• TASK: The required output is the exact run of lines from the line containing "Emit a web page" to the line containing "</base-page>", inclusive, and nothing besides.

• RECORDS FOR THIS EXERCISE:
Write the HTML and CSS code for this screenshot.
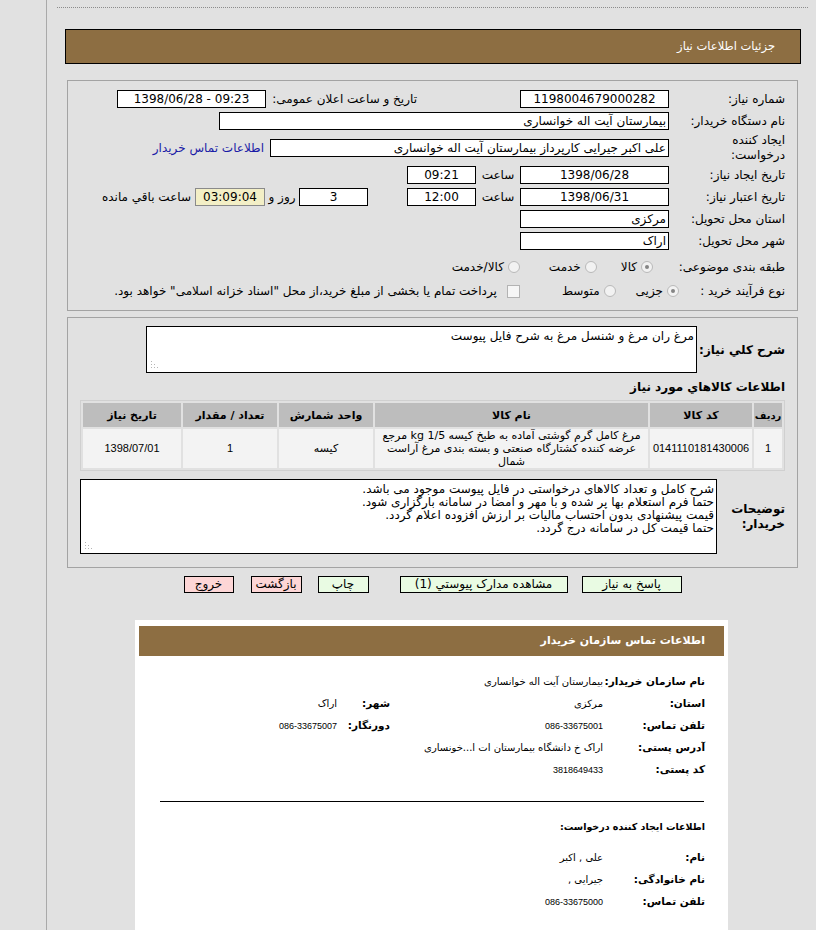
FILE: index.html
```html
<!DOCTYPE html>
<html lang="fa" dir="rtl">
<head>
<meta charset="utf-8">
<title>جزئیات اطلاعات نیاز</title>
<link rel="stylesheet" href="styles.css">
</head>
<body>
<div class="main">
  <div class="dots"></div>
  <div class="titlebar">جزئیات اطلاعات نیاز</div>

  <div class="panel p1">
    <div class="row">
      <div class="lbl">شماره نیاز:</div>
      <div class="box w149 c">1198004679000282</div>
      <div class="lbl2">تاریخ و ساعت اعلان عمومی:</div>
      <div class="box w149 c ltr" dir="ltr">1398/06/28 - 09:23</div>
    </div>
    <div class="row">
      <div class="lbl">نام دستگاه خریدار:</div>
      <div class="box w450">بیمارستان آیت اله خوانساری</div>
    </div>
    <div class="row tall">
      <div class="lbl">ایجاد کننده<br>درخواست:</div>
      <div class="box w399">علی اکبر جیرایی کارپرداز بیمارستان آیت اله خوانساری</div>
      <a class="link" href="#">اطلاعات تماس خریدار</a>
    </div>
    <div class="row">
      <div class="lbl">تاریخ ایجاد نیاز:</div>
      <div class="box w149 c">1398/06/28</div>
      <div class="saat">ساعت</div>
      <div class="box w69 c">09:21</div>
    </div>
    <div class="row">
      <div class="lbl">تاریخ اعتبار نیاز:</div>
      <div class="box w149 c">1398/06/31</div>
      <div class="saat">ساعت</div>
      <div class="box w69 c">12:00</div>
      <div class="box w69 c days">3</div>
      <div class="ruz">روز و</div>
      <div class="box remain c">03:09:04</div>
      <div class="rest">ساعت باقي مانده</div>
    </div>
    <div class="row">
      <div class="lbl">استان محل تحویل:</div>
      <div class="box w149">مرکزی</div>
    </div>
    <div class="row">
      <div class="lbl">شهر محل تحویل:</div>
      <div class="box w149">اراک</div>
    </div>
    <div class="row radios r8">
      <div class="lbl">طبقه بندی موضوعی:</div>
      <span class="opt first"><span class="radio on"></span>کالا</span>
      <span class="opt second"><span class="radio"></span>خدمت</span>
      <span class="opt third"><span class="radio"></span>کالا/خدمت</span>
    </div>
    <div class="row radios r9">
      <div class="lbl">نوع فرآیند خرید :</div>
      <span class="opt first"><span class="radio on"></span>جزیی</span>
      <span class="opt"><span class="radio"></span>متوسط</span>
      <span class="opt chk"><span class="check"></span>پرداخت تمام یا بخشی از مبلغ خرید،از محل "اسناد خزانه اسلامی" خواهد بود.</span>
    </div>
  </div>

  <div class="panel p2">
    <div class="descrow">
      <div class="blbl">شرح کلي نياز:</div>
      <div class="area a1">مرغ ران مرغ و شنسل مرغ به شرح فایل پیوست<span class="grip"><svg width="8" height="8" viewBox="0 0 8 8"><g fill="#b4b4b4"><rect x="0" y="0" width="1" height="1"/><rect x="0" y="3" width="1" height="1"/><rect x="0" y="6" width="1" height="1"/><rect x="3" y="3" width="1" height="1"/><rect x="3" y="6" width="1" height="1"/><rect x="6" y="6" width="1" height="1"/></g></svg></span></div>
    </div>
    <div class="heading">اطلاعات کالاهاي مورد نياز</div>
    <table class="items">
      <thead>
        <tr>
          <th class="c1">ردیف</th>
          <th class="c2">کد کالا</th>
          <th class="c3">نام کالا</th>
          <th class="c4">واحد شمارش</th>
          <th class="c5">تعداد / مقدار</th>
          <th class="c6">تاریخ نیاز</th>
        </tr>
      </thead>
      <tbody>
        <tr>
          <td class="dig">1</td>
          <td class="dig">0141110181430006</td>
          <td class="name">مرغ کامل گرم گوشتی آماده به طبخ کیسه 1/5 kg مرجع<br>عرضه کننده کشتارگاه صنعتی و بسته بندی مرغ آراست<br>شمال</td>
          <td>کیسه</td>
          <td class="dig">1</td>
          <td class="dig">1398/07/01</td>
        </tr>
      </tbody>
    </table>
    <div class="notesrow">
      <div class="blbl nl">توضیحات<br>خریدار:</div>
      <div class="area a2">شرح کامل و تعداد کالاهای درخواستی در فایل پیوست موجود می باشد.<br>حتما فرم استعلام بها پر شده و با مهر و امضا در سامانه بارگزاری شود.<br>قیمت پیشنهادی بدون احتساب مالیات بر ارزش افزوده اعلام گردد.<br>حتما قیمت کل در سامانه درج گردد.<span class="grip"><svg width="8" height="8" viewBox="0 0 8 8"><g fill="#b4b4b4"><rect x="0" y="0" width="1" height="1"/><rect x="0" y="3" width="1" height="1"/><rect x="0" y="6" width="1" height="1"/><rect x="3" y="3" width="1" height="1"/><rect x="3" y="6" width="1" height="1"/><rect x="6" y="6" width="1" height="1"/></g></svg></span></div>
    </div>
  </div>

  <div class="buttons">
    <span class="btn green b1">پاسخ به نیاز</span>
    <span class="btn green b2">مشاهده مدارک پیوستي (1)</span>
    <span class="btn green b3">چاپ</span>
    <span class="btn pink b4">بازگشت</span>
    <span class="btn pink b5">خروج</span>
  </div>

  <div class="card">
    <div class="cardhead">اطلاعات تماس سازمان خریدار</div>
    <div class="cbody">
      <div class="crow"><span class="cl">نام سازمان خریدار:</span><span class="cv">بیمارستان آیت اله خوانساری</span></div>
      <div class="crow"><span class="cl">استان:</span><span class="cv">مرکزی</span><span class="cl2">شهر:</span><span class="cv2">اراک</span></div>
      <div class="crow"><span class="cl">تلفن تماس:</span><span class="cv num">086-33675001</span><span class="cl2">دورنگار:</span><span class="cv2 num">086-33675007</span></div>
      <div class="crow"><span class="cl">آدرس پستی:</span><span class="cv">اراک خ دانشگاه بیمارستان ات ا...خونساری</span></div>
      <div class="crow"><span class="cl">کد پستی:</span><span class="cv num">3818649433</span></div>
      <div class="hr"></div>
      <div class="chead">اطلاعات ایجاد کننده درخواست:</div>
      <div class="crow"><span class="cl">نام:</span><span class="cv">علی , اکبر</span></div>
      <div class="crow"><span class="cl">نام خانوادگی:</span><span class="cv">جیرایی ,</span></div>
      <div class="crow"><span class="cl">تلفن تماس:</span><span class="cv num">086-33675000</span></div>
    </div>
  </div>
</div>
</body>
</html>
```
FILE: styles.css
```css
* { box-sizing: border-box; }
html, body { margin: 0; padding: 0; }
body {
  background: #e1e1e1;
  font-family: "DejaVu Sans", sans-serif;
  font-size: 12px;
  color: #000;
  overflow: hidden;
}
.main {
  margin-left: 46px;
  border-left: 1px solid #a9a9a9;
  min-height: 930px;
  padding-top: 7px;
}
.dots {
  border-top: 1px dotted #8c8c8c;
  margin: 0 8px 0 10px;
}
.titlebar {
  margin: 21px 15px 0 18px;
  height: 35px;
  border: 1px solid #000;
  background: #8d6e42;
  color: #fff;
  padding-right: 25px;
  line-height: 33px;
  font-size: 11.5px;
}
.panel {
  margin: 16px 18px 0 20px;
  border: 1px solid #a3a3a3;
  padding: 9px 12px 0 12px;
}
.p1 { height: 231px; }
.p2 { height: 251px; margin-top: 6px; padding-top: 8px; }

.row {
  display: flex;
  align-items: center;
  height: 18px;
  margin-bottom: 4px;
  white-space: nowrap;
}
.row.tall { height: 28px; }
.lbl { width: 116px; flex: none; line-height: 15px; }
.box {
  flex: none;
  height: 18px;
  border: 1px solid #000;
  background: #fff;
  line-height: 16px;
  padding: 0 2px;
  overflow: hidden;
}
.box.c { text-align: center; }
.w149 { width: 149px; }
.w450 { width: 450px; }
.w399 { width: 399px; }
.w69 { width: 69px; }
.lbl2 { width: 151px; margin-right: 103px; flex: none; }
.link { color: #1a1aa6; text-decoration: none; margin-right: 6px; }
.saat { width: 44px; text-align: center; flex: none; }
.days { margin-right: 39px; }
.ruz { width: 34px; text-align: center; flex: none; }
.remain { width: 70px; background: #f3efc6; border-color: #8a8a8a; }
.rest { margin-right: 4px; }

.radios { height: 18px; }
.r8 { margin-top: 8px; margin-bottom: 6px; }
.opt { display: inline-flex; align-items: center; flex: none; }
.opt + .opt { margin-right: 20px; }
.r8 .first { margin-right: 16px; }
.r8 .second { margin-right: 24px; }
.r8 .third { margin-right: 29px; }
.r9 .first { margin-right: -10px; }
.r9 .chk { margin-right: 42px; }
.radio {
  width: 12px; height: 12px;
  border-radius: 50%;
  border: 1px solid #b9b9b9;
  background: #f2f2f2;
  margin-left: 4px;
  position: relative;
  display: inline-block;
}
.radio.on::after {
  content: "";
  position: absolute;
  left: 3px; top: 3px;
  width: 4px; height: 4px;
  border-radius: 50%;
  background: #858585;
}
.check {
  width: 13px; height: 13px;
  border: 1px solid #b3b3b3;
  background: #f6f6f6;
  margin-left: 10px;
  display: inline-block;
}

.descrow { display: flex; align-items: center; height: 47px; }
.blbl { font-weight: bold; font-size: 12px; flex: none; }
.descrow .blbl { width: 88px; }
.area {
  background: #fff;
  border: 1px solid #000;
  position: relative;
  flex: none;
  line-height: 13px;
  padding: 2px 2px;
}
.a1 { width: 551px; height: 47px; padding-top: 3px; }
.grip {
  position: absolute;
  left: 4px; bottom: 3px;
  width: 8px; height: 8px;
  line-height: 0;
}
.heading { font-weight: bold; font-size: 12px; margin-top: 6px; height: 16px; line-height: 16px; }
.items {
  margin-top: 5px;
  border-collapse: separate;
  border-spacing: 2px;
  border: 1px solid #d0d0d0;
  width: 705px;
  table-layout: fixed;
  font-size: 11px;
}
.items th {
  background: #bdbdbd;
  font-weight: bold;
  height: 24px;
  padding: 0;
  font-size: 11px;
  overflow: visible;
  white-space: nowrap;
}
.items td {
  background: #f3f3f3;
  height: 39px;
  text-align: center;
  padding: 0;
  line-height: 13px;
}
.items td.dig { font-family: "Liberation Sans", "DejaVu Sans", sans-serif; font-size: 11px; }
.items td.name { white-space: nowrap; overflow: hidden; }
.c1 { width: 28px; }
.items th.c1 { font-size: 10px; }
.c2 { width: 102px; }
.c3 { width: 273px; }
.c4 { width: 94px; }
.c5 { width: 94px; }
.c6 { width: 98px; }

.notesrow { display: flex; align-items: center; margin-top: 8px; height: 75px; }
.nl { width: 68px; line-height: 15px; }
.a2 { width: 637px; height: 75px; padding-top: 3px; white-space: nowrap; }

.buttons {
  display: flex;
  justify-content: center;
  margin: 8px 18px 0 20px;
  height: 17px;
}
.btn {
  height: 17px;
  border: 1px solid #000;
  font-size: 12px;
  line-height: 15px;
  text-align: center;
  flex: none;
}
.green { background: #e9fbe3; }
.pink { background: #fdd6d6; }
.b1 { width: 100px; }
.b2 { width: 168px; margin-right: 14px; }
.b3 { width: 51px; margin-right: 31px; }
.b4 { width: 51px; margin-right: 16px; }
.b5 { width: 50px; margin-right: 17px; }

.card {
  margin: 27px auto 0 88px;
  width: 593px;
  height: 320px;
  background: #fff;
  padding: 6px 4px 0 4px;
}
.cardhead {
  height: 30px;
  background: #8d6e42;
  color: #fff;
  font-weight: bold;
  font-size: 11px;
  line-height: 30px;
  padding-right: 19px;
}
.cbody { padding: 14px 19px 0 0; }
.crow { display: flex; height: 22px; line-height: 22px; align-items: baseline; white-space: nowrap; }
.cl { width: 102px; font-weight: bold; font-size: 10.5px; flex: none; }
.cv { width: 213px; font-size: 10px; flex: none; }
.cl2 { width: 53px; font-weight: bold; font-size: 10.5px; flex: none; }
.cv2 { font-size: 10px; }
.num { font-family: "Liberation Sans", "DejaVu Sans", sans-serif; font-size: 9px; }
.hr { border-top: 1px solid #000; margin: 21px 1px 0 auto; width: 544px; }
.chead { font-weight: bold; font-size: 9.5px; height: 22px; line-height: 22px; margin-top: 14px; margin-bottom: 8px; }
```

--

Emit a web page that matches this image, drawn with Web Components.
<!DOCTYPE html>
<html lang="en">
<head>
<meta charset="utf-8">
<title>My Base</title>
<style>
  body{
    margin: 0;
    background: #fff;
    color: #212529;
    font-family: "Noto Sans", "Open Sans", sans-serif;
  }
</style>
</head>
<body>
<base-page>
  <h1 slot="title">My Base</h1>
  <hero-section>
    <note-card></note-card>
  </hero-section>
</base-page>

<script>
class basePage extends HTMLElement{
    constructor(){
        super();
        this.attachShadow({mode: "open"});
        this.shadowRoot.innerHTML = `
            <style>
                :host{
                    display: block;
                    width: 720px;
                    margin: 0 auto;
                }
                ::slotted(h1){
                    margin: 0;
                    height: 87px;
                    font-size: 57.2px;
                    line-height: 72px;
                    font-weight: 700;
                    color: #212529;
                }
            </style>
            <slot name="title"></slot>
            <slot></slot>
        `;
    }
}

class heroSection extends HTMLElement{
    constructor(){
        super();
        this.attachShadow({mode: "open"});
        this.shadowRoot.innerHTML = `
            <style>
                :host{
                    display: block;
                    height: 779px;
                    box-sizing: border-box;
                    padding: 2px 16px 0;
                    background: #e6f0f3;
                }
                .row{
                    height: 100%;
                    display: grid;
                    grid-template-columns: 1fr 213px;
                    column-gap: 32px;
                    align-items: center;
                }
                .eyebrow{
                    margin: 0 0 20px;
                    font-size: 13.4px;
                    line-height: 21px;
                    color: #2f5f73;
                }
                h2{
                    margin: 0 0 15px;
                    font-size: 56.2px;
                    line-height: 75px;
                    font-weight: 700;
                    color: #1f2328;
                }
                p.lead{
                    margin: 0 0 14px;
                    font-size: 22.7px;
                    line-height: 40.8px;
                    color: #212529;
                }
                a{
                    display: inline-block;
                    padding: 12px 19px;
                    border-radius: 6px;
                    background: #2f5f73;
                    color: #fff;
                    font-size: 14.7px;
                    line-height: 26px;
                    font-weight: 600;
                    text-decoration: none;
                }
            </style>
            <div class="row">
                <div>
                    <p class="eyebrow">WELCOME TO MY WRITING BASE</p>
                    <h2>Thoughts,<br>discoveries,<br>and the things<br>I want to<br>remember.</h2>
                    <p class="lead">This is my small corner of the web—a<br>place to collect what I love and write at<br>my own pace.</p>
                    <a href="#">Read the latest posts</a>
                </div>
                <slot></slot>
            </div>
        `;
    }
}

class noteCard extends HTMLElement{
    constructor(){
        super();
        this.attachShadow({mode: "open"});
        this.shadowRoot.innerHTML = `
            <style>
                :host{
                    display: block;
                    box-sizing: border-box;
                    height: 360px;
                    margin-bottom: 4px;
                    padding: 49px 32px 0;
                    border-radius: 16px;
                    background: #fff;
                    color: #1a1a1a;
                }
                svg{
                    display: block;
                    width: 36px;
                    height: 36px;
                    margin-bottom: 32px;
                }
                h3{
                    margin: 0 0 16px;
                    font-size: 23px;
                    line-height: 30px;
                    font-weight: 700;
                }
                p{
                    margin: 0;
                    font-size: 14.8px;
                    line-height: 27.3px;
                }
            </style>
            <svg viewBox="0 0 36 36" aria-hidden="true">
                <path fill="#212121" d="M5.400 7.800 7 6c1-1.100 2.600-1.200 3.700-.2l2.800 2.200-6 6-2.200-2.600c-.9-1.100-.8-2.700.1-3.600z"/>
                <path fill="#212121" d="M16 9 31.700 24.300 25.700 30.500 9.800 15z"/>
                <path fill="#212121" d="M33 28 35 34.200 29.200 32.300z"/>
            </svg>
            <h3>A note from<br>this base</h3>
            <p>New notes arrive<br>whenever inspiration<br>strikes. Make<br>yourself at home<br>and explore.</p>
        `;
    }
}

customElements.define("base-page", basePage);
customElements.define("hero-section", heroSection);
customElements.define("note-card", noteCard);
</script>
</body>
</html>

• FULL RESPONSE:
Emit a web page that matches this image, drawn with Web Components.
<!DOCTYPE html>
<html lang="en">
<head>
<meta charset="utf-8">
<title>My Base</title>
<style>
  body{
    margin: 0;
    background: #fff;
    color: #212529;
    font-family: "Noto Sans", "Open Sans", sans-serif;
  }
</style>
</head>
<body>
<base-page>
  <h1 slot="title">My Base</h1>
  <hero-section>
    <note-card></note-card>
  </hero-section>
</base-page>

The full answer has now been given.